Fin de año no solo es momento de balances. También lo es de transición, de un orden viejo a otro que aún no se formula -quizás ni siquiera se imagina-. “Interregno” (entre reinados) lo denominaban los antiguos, cuando se suspende la continuidad del poder y el pasado aún no encuentra forma en el futuro.
Es difícil pensar en un término más apropiado para mirar el país. Luego de la victoria apabullante de la derecha, entramos en un período de redefiniciones. Un sector debe definir cómo ejercer el poder durante los próximos cuatro años; el otro, debe entender cómo reconstruirse y recuperar un proyecto que resuene con la ciudadanía. En ambos lados, la pregunta es la misma: cómo encontrar nuevas fórmulas para legitimar el ejercicio del poder estatal.
Esta pregunta requiere poner el foco en dos niveles: las personas y su relación con el Estado.

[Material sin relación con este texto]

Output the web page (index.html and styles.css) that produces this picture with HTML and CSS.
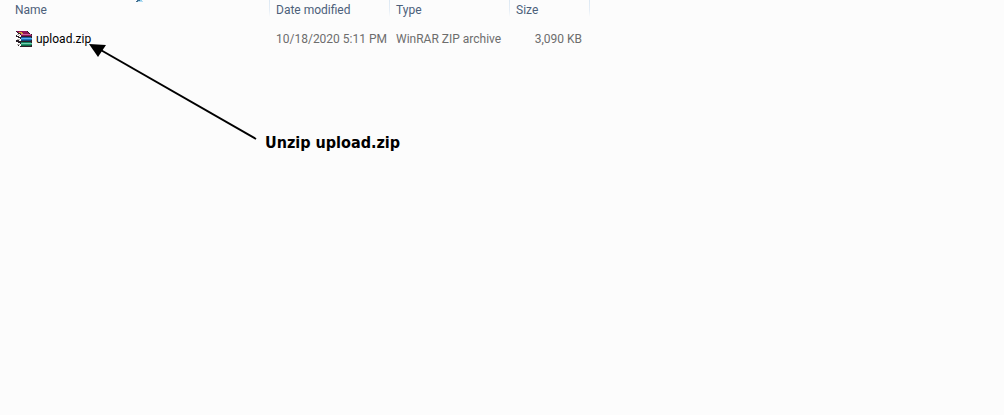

A nivel individual, todavía no entendemos con claridad al electorado. Es ilusorio pretender que exista una adhesión sólida al ideario ofrecido por el presidente electo, u olvidar que un veinte por ciento de la población apoyó la opción “ni facha ni comunacha”. El resultado electoral difícilmente se explica por las propuestas específicas de seguridad o inmigración, sino por lo que llevan implícito: una promesa de una agenda común, en oposición a la agenda identitaria y fragmentada.
En ese sentido, el gran fracaso de la centroizquierda post estallido social fue político. Articuló su relato en torno a identidades cerradas y agendas minoritarias, y renunció a desarrollar un discurso común. No basta con reconocer diferencias: el desafío es ordenarlas, sintetizarlas y jerarquizarlas. Sobre eso se puede construir una noción compartida de bien común.
Esto exige desarrollar una virtud cada vez más escasa: escuchar. No como un gesto moral o turismo social, sino como método. Una sociología de la escucha, como dicen algunos autores, que ayude a entender qué piensa, cómo vive y qué vota la ciudanía; que se tome en serio las trayectorias y narrativas individuales de las personas y abandone el desprecio -social o intelectual- respecto de aquellos que piensan (votan) distinto. Escuchar tiene costos, pues obliga a revisar certezas y abandonar superioridades morales o intelectuales. Pero sin este ejercicio, no hay relato común.
Comprender y respetar a los ciudadanos implica repensar su vínculo cotidiano con el Estado. Se ha puesto atención a categorías abstractas -seguridad, protección, indicadores internacionales- pero se descuida algo fundamental: la calidad en las interacciones cotidianas con el aparato estatal. Hay que pensar más allá de los índices y considerar el acceso y calidad de las prestaciones y derechos e, incluso, cuestiones aparentemente domésticas, como el estado de las instalaciones, los tiempos de espera u el trato que reciben las personas que interactúan con el Estado. En buenas cuentas, un discurso y práctica del Estado como favorecedor de proyectos de vida, personales o grupales, y no como un obstáculo a historias ya precarias.
Estamos en un interregno. Son tiempos de incertidumbre, en que las fórmulas antiguas parecen agotadas, y las nuevas aún no las hemos imaginado con claridad. Este período puede ser oportunidad o riesgo. La diferencia entre una y otra radica en una decisión muy básica: escuchar antes de mandar, o hablar sin haber oído nada.